Saturday, February 21, 2009

Seasonal Change

We revolve and spring is out there, somewhere, waiting. Or perhaps it approaches, teasing, like the children's game we used to play--one giant step forward, a little one back. The past two days, it has been warmish in daytime, with a spring freshness in the air, quite cold at night. In Texas we watch the limbs of certain untrickable trees to decide when the last frost is past. Post oaks, on our little acreage. Mesquites in south Texas. The post oaks still look dead, and a light frost nipped Hale's optimistic tomato plants.

Yesterday we found the kind of beetle we call a "June" bug, walking along our kitchen counter. He or she or it looked newly hatched, and none too healthy. We put it out on the porch. In a month or two (I always thought these bugs were wrongly named), there will be hundreds, clamoring for entry.

This morning the bluebird was back, just as commenters to my previous post foretold. He was exploring another box out closer to the big yard gate eighty feet from the porch. We try never to use that gate, in the hopes that the construction damage to the ground around it can repair itself. I was so thrilled that I whispered to Hale to look and something in my voice attracted Bronte, instead. She came bustling up to the screen door, ears forward, and barked. Out of hope, really, that there was something worth barking at. Naturally the bird flew off. And has not returned. I fussed at her, I'm ashamed to say.

To compensate, I hope, I directed her attention to the omnipresent squirrels on the back bird feeder whom she loves to chase. This feeder is a tray that PJ's Richard has constructed and attached to our porch railing. The squirrels, being squirrels, are very cheeky in appropriating the sunflower seed, and they spook the little birds. We know chasing them back to the tree is a losing battle, of course. What is needed is something squirrels love to eat that birds dislike...Personally, I have no idea what that would be.

The native grass across the bare front pasture is renewing itself in a green flush, perceptible now from our porch. This amazes the husband, because there's been so little rain. Apparently hope springs eternal in the veins of vegetation, too, along with a stubborn determination to live.

We all feel hopeful this morning--despite the deplorable news blaring at us from every media venue--and I attribute it to the stirrings of plants and birds, the faintest hint of infant vegetation in the air. Who can think of spring and not feel hope of some kind?

6 comments:

Jinksy said...

Spring has arrived in many places at once - it certainly seemed so here today, too!

Sydney said...

I wrote on my Facebook, which I rarely do, that I am taking a break from the media's endless campaign to terrify everyone by blasting the economic news even further out of proportion. If we do take time to look at pansies and the clouds forming and moving in the blue sky, and newly hatched babies -- birds, ducks, squirrels --with their mothers, it can be very calming and grounding. Apparently life IS going on, and blooming all around us.
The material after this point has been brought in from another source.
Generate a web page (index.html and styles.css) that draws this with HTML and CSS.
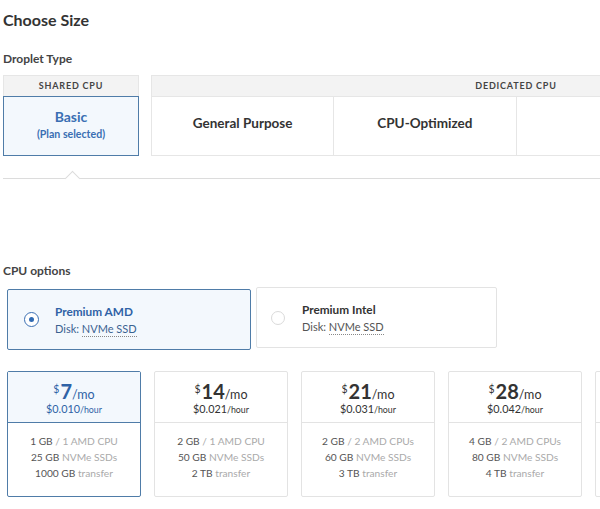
FILE: index.html
```html
<!DOCTYPE html>
<html>
<head>
<meta charset="utf-8">
<link rel="stylesheet" href="styles.css">
</head>
<body>
<div class="page">
  <h1 class="title">Choose Size</h1>
  <h2 class="label">Droplet Type</h2>
  <div class="types">
    <div class="group shared">
      <div class="group-head">SHARED CPU</div>
      <div class="cells">
        <div class="cell selected"><span class="cell-name">Basic</span><span class="cell-sub">(Plan selected)</span></div>
      </div>
    </div>
    <div class="group dedicated">
      <div class="group-head">DEDICATED CPU</div>
      <div class="cells">
        <div class="cell"><span class="cell-name">General Purpose</span></div>
        <div class="cell"><span class="cell-name">CPU-Optimized</span></div>
        <div class="cell"></div>
        <div class="cell"></div>
      </div>
    </div>
  </div>
  <div class="pointer-line"><span class="notch"></span></div>

  <h2 class="label cpu-label">CPU options</h2>
  <div class="options">
    <div class="option selected">
      <span class="radio on"></span>
      <div class="opt-text">
        <div class="opt-name">Premium AMD</div>
        <div class="opt-disk">Disk: <span class="dotted">NVMe SSD</span></div>
      </div>
    </div>
    <div class="option">
      <span class="radio"></span>
      <div class="opt-text">
        <div class="opt-name">Premium Intel</div>
        <div class="opt-disk">Disk: <span class="dotted">NVMe SSD</span></div>
      </div>
    </div>
  </div>

  <div class="plans">
    <div class="plan selected">
      <div class="plan-head">
        <div class="price"><span class="cur">$</span><span class="amt">7</span><span class="per">/mo</span></div>
        <div class="hourly">$0.010<span class="hr">/hour</span></div>
      </div>
      <div class="plan-body">
        <div><b>1 GB</b> / 1 AMD CPU</div>
        <div><b>25 GB</b> NVMe SSDs</div>
        <div><b>1000 GB</b> transfer</div>
      </div>
    </div>
    <div class="plan">
      <div class="plan-head">
        <div class="price"><span class="cur">$</span><span class="amt">14</span><span class="per">/mo</span></div>
        <div class="hourly">$0.021<span class="hr">/hour</span></div>
      </div>
      <div class="plan-body">
        <div><b>2 GB</b> / 1 AMD CPU</div>
        <div><b>50 GB</b> NVMe SSDs</div>
        <div><b>2 TB</b> transfer</div>
      </div>
    </div>
    <div class="plan">
      <div class="plan-head">
        <div class="price"><span class="cur">$</span><span class="amt">21</span><span class="per">/mo</span></div>
        <div class="hourly">$0.031<span class="hr">/hour</span></div>
      </div>
      <div class="plan-body">
        <div><b>2 GB</b> / 2 AMD CPUs</div>
        <div><b>60 GB</b> NVMe SSDs</div>
        <div><b>3 TB</b> transfer</div>
      </div>
    </div>
    <div class="plan">
      <div class="plan-head">
        <div class="price"><span class="cur">$</span><span class="amt">28</span><span class="per">/mo</span></div>
        <div class="hourly">$0.042<span class="hr">/hour</span></div>
      </div>
      <div class="plan-body">
        <div><b>4 GB</b> / 2 AMD CPUs</div>
        <div><b>80 GB</b> NVMe SSDs</div>
        <div><b>4 TB</b> transfer</div>
      </div>
    </div>
    <div class="plan">
      <div class="plan-head"></div>
      <div class="plan-body"></div>
    </div>
  </div>
</div>
</body>
</html>
```

FILE: styles.css
```css
html, body {
  margin: 0;
  padding: 0;
  background: #fff;
}
body {
  width: 600px;
  height: 509px;
  overflow: hidden;
  font-family: Lato, "Liberation Sans", sans-serif;
  color: #333;
}
.page {
  padding: 10px 0 0 3px;
  width: 1200px;
}
.title {
  margin: 0;
  font-size: 16px;
  line-height: 20px;
  font-weight: 700;
  color: #333;
}
.label {
  margin: 0;
  font-size: 12px;
  line-height: 16px;
  font-weight: 700;
  color: #444;
}
.title + .label {
  margin-top: 21px;
}
.types {
  display: flex;
  gap: 12px;
  margin-top: 8px;
}
.group {
  border: 1px solid #e6e6e6;
  background: #fff;
}
.group-head {
  height: 20px;
  line-height: 20px;
  background: #f3f3f3;
  font-size: 9px;
  font-weight: 700;
  letter-spacing: 0.8px;
  color: #444;
  text-align: center;
  border-bottom: 1px solid #e6e6e6;
}
.shared {
  width: 134px;
}
.dedicated {
  width: 728px;
}
.cells {
  display: flex;
  height: 58px;
}
.cell {
  flex: 1;
  display: flex;
  flex-direction: column;
  align-items: center;
  justify-content: center;
  padding-bottom: 7px;
  box-sizing: border-box;
  border-left: 1px solid #e6e6e6;
}
.cell:first-child {
  border-left: none;
}
.cell-name {
  font-size: 13.5px;
  font-weight: 700;
  color: #333;
}
.cell.selected {
  background: #f3f8fd;
  box-shadow: inset 0 0 0 1px #4f7ca8;
  margin: -1px;
  height: 60px;
  border: none;
  padding-bottom: 5px;
}
.cell.selected .cell-name {
  color: #3a6fb3;
  font-size: 14px;
}
.cell-sub {
  font-size: 10.6px;
  font-weight: 700;
  color: #3a6fb3;
  margin-top: 3px;
}
.pointer-line {
  position: relative;
  margin-top: 22px;
  height: 0;
  border-top: 1px solid #dcdcdc;
}
.notch {
  position: absolute;
  left: 64px;
  top: -6px;
  width: 10px;
  height: 10px;
  background: #fff;
  border-top: 1px solid #dcdcdc;
  border-left: 1px solid #dcdcdc;
  transform: rotate(45deg);
}
.cpu-label {
  margin-top: 84px;
}
.options {
  display: flex;
  align-items: flex-start;
  gap: 5px;
  margin-top: 8px;
}
.option {
  display: flex;
  align-items: center;
  height: 59px;
  width: 239px;
  border: 1px solid #e3e3e3;
  border-radius: 2px;
  background: #fff;
}
.option.selected {
  margin-left: 4px;
  margin-top: 2px;
  width: 242px;
  border-color: #4f7ca8;
  background: #f3f8fd;
}
.radio {
  width: 14px;
  height: 14px;
  border: 1px solid #dadada;
  border-radius: 50%;
  margin-left: 14px;
  margin-right: 17px;
  box-sizing: border-box;
  background: #fff;
  display: flex;
  align-items: center;
  justify-content: center;
  flex: none;
}
.option.selected .radio {
  width: 15px;
  height: 15px;
  margin-left: 16px;
  margin-right: 16px;
  border: 1.5px solid #3a6fb3;
}
.radio.on::after {
  content: "";
  width: 5px;
  height: 5px;
  border-radius: 50%;
  background: #2f6ab3;
}
.opt-name {
  font-size: 11.8px;
  font-weight: 700;
  color: #333;
  line-height: 15px;
}
.option.selected .opt-name {
  color: #2f62a6;
}
.opt-disk {
  font-size: 11px;
  color: #555;
  line-height: 15px;
  margin-top: 2px;
}
.option.selected .opt-disk {
  color: #3a6291;
}
.dotted {
  border-bottom: 1px dotted #888;
  padding-bottom: 1px;
}
.plans {
  display: flex;
  gap: 13px;
  margin-top: 21px;
  margin-left: 4px;
}
.plan {
  width: 132px;
  height: 124px;
  border: 1px solid #e3e3e3;
  border-radius: 2px;
  flex: none;
  text-align: center;
}
.plan.selected {
  border-color: #4f7ca8;
}
.plan-head {
  height: 51px;
  border-bottom: 1px solid #e3e3e3;
  box-sizing: border-box;
  padding-top: 8px;
}
.plan.selected .plan-head {
  background: #f3f8fd;
  border-bottom-color: #4f7ca8;
}
.price {
  line-height: 18px;
  color: #333;
}
.cur {
  font-size: 10.5px;
  vertical-align: 6px;
  margin-right: 1px;
}
.amt {
  font-size: 20px;
  font-weight: 700;
}
.per {
  font-size: 12.5px;
}
.hourly {
  font-size: 10.8px;
  color: #333;
  line-height: 13px;
  margin-top: -2px;
}
.hr {
  font-size: 8.8px;
}
.plan.selected .price,
.plan.selected .hourly {
  color: #2f62a6;
}
.plan-body {
  padding-top: 10px;
  font-size: 10.2px;
  line-height: 16px;
  color: #aaa;
}
.plan-body b {
  font-weight: 400;
  color: #555;
}
```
PJHornbergerFolkArtist.com said...

We had a pregnant squirrel that really liked peaches. She'd have it all over her face. And apple, sometimes. Extra seeds usually do the trick. The bluebirds are nosy. I've had them come to the feeder with the other birds, just to see what's going on. They love a good drink, sometimes a bath. Last year they attacked Shirley, the cat, so I wouldn't worry about Bdog barking. He'll be back. She's just being picky about which house she wants. PJ

Babette Fraser Hale said...

I love the image of a pregnant squirrel smeared in peach pulp! We'll try all of it--and thanks!

Anonymous said...

Your writing made me think of several things just now. Thank you!

We laid grapes, one at a time, strung along the ledge of a privacy fence, and watched a squirrel follow them like bread crumbs. I know birds will eat grapes, but none tried. It kept the squirrel busy for quite a while. It entertained us and the birds ate the birdseed in the feeders.

We, too, have been taking two steps into spring and one back to winter every day or so. Japonica bushes are budding, jonquils are out, there is a little color on the Forsythia. But yesterday was cold and windy. We are further north than you (Arkansas).

Robins nest in our yard all year, though.

I agree with Sydney, I had to turn off the news. That is something that doesn't happen often to me. We subscribe to multiple newspapers and watch several news tv channels. But, enough is enough for a while.

Thanks Bdogs. Beautiful.

Anonymous said...

You're so right...Spring does bring hope! I'm just hopeful Spring will find us this year.